Saturday, March 12, 2022

It was illuminating to read an article about the first blues recordings, drowned in hiss, and the tendency, on the contrary, of the triumphant rock, to eliminate the sound imperfections and the very sound traces of the recording (such as hiss, therefore) in favor of an illusion of real presence of the musicians during the listening. If we place these two things on a line to make a paradigm of them, there is nowadays a phenomenon still external to this paradigm, and which is an additional devolution: it is the export.

We have moved, imperceptibly, from recorded music to exported music, for pieces that come directly out of VST and a DAW, to a WAV file, regardless of their musical genre.

This is not necessarily the best calculation from a technical point of view, but from a moral point of view one can support the idea that it is necessary to record what one has done, strictly speaking, instead of simply exporting it. Each technical choice carries its own "ethic".

*

I think I'll use my Grundig tape recorder to record my next little pieces. It's so simple, so straightforward; it has the added advantage of being absolutely and authentically lo-fi from a sonic point of view, but that's not even the primary reason.

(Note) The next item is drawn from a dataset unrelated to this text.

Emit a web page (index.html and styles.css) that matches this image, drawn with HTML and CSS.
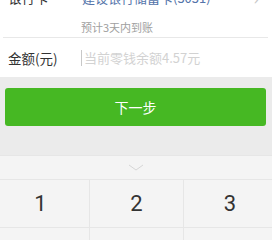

Even in digital on a multitrack, the mere fact of playing one's music from the PC or an instrument and recording it, in real time, on a medium, is something else than exporting – even if the difference is null from a technical point of view it is real psychologically. Recording = performance, export = simple calculation.

*

It's funny that I bought back the exact same tape recorder I had as a child, after finding its brand and reference in an electronics store. And that Xavier buys back by chance exactly the 4-track I had (Yamaha Mt-400). I sometimes think that these are signs that we didn't complete our mission twenty years ago.